WHAT TO WORK ON =>
Without the pictures, repeat the listing character for character.
---
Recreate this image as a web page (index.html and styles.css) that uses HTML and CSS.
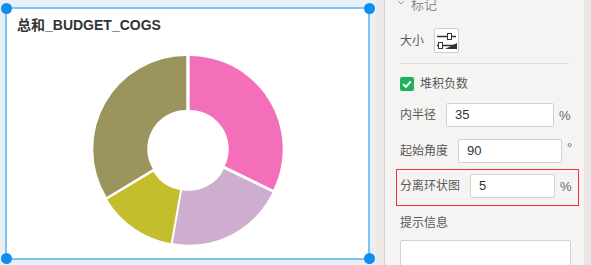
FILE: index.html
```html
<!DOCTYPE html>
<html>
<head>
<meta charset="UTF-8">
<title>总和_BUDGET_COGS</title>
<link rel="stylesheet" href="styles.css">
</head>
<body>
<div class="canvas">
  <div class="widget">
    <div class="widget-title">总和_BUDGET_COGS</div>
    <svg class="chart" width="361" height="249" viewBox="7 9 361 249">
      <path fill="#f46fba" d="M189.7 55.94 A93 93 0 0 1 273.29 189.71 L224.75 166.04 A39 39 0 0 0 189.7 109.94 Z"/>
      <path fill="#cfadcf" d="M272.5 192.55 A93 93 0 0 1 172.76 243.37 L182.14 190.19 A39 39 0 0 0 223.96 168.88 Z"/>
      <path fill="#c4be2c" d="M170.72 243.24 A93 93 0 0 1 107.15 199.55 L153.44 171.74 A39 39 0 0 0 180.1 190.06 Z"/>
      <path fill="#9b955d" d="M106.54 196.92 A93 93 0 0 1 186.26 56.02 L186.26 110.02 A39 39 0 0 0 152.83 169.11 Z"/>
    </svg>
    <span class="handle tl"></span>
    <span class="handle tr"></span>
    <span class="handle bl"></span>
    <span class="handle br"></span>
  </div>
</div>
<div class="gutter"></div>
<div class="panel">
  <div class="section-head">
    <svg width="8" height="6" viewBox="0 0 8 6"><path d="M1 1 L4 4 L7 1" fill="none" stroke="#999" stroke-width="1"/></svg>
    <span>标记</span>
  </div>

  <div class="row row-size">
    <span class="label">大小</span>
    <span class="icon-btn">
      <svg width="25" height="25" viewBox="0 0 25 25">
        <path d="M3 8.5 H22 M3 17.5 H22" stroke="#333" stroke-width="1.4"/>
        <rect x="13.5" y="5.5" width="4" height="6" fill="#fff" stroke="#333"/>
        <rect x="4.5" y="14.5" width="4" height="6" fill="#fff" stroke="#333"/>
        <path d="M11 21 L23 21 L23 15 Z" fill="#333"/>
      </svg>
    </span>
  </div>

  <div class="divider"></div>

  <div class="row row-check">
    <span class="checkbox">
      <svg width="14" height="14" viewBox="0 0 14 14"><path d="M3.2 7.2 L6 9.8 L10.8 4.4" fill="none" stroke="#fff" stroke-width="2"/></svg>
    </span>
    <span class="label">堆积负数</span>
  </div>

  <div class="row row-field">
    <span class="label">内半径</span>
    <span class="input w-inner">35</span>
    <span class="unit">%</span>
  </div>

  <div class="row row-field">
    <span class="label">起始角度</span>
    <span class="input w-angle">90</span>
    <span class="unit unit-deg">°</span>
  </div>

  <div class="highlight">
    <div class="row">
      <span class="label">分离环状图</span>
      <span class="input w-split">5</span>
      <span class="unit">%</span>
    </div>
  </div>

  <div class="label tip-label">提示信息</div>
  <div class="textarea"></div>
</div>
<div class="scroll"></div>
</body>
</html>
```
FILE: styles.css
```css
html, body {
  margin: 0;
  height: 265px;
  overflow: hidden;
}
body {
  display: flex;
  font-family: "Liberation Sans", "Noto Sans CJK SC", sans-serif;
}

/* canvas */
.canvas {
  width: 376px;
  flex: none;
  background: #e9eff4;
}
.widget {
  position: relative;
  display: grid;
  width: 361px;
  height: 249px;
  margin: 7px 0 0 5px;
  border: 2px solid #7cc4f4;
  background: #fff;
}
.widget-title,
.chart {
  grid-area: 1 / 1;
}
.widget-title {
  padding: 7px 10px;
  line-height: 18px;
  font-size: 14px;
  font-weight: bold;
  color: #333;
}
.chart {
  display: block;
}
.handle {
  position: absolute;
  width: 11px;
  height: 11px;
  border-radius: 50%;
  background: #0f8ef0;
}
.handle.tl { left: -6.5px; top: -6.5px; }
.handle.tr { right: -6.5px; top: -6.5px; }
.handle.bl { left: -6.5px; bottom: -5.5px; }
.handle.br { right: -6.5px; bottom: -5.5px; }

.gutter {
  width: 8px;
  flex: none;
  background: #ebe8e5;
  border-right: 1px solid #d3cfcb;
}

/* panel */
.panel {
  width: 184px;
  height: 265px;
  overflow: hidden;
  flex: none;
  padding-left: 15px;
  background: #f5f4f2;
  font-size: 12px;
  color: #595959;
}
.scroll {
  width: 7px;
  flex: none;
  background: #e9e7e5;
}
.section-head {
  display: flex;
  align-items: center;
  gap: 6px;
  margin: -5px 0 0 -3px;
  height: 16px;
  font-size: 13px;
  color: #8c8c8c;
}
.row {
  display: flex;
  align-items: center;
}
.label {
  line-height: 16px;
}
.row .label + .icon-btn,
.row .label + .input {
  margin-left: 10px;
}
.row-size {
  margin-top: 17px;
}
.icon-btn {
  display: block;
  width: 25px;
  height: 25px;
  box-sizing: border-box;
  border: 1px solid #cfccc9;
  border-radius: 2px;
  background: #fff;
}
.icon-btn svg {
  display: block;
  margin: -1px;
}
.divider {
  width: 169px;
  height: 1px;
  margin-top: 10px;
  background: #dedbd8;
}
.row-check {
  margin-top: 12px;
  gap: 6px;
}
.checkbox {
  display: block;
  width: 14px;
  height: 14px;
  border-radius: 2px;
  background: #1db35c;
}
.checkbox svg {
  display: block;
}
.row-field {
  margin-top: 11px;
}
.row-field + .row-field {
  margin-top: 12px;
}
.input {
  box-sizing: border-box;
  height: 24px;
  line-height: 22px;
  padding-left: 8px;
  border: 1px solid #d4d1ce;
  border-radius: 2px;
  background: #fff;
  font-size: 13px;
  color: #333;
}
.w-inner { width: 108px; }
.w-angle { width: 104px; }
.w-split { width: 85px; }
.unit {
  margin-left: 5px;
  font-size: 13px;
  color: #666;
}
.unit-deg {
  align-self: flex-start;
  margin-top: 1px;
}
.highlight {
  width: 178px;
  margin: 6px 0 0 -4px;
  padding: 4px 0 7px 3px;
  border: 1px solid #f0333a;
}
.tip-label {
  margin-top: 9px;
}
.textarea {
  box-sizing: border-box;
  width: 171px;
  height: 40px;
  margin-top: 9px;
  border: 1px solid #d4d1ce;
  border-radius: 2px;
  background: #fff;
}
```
---
OUTPUT FOR THIS EXERCISE =>
Recreate this image as a web page (index.html and styles.css) that uses HTML and CSS.
FILE: index.html
```html
<!DOCTYPE html>
<html>
<head>
<meta charset="UTF-8">
<title>总和_BUDGET_COGS</title>
<link rel="stylesheet" href="styles.css">
</head>
<body>
<div class="canvas">
  <div class="widget">
    <div class="widget-title">总和_BUDGET_COGS</div>
    <svg class="chart" width="361" height="249" viewBox="7 9 361 249">
      <path fill="#f46fba" d="M189.7 55.94 A93 93 0 0 1 273.29 189.71 L224.75 166.04 A39 39 0 0 0 189.7 109.94 Z"/>
      <path fill="#cfadcf" d="M272.5 192.55 A93 93 0 0 1 172.76 243.37 L182.14 190.19 A39 39 0 0 0 223.96 168.88 Z"/>
      <path fill="#c4be2c" d="M170.72 243.24 A93 93 0 0 1 107.15 199.55 L153.44 171.74 A39 39 0 0 0 180.1 190.06 Z"/>
      <path fill="#9b955d" d="M106.54 196.92 A93 93 0 0 1 186.26 56.02 L186.26 110.02 A39 39 0 0 0 152.83 169.11 Z"/>
    </svg>
    <span class="handle tl"></span>
    <span class="handle tr"></span>
    <span class="handle bl"></span>
    <span class="handle br"></span>
  </div>
</div>
<div class="gutter"></div>
<div class="panel">
  <div class="section-head">
    <svg width="8" height="6" viewBox="0 0 8 6"><path d="M1 1 L4 4 L7 1" fill="none" stroke="#999" stroke-width="1"/></svg>
    <span>标记</span>
  </div>

  <div class="row row-size">
    <span class="label">大小</span>
    <span class="icon-btn">
      <svg width="25" height="25" viewBox="0 0 25 25">
        <path d="M3 8.5 H22 M3 17.5 H22" stroke="#333" stroke-width="1.4"/>
        <rect x="13.5" y="5.5" width="4" height="6" fill="#fff" stroke="#333"/>
        <rect x="4.5" y="14.5" width="4" height="6" fill="#fff" stroke="#333"/>
        <path d="M11 21 L23 21 L23 15 Z" fill="#333"/>
      </svg>
    </span>
  </div>

  <div class="divider"></div>

  <div class="row row-check">
    <span class="checkbox">
      <svg width="14" height="14" viewBox="0 0 14 14"><path d="M3.2 7.2 L6 9.8 L10.8 4.4" fill="none" stroke="#fff" stroke-width="2"/></svg>
    </span>
    <span class="label">堆积负数</span>
  </div>

  <div class="row row-field">
    <span class="label">内半径</span>
    <span class="input w-inner">35</span>
    <span class="unit">%</span>
  </div>

  <div class="row row-field">
    <span class="label">起始角度</span>
    <span class="input w-angle">90</span>
    <span class="unit unit-deg">°</span>
  </div>

  <div class="highlight">
    <div class="row">
      <span class="label">分离环状图</span>
      <span class="input w-split">5</span>
      <span class="unit">%</span>
    </div>
  </div>

  <div class="label tip-label">提示信息</div>
  <div class="textarea"></div>
</div>
<div class="scroll"></div>
</body>
</html>
```
FILE: styles.css
```css
html, body {
  margin: 0;
  height: 265px;
  overflow: hidden;
}
body {
  display: flex;
  font-family: "Liberation Sans", "Noto Sans CJK SC", sans-serif;
}

/* canvas */
.canvas {
  width: 376px;
  flex: none;
  background: #e9eff4;
}
.widget {
  position: relative;
  display: grid;
  width: 361px;
  height: 249px;
  margin: 7px 0 0 5px;
  border: 2px solid #7cc4f4;
  background: #fff;
}
.widget-title,
.chart {
  grid-area: 1 / 1;
}
.widget-title {
  padding: 7px 10px;
  line-height: 18px;
  font-size: 14px;
  font-weight: bold;
  color: #333;
}
.chart {
  display: block;
}
.handle {
  position: absolute;
  width: 11px;
  height: 11px;
  border-radius: 50%;
  background: #0f8ef0;
}
.handle.tl { left: -6.5px; top: -6.5px; }
.handle.tr { right: -6.5px; top: -6.5px; }
.handle.bl { left: -6.5px; bottom: -5.5px; }
.handle.br { right: -6.5px; bottom: -5.5px; }

.gutter {
  width: 8px;
  flex: none;
  background: #ebe8e5;
  border-right: 1px solid #d3cfcb;
}

/* panel */
.panel {
  width: 184px;
  height: 265px;
  overflow: hidden;
  flex: none;
  padding-left: 15px;
  background: #f5f4f2;
  font-size: 12px;
  color: #595959;
}
.scroll {
  width: 7px;
  flex: none;
  background: #e9e7e5;
}
.section-head {
  display: flex;
  align-items: center;
  gap: 6px;
  margin: -5px 0 0 -3px;
  height: 16px;
  font-size: 13px;
  color: #8c8c8c;
}
.row {
  display: flex;
  align-items: center;
}
.label {
  line-height: 16px;
}
.row .label + .icon-btn,
.row .label + .input {
  margin-left: 10px;
}
.row-size {
  margin-top: 17px;
}
.icon-btn {
  display: block;
  width: 25px;
  height: 25px;
  box-sizing: border-box;
  border: 1px solid #cfccc9;
  border-radius: 2px;
  background: #fff;
}
.icon-btn svg {
  display: block;
  margin: -1px;
}
.divider {
  width: 169px;
  height: 1px;
  margin-top: 10px;
  background: #dedbd8;
}
.row-check {
  margin-top: 12px;
  gap: 6px;
}
.checkbox {
  display: block;
  width: 14px;
  height: 14px;
  border-radius: 2px;
  background: #1db35c;
}
.checkbox svg {
  display: block;
}
.row-field {
  margin-top: 11px;
}
.row-field + .row-field {
  margin-top: 12px;
}
.input {
  box-sizing: border-box;
  height: 24px;
  line-height: 22px;
  padding-left: 8px;
  border: 1px solid #d4d1ce;
  border-radius: 2px;
  background: #fff;
  font-size: 13px;
  color: #333;
}
.w-inner { width: 108px; }
.w-angle { width: 104px; }
.w-split { width: 85px; }
.unit {
  margin-left: 5px;
  font-size: 13px;
  color: #666;
}
.unit-deg {
  align-self: flex-start;
  margin-top: 1px;
}
.highlight {
  width: 178px;
  margin: 6px 0 0 -4px;
  padding: 4px 0 7px 3px;
  border: 1px solid #f0333a;
}
.tip-label {
  margin-top: 9px;
}
.textarea {
  box-sizing: border-box;
  width: 171px;
  height: 40px;
  margin-top: 9px;
  border: 1px solid #d4d1ce;
  border-radius: 2px;
  background: #fff;
}
```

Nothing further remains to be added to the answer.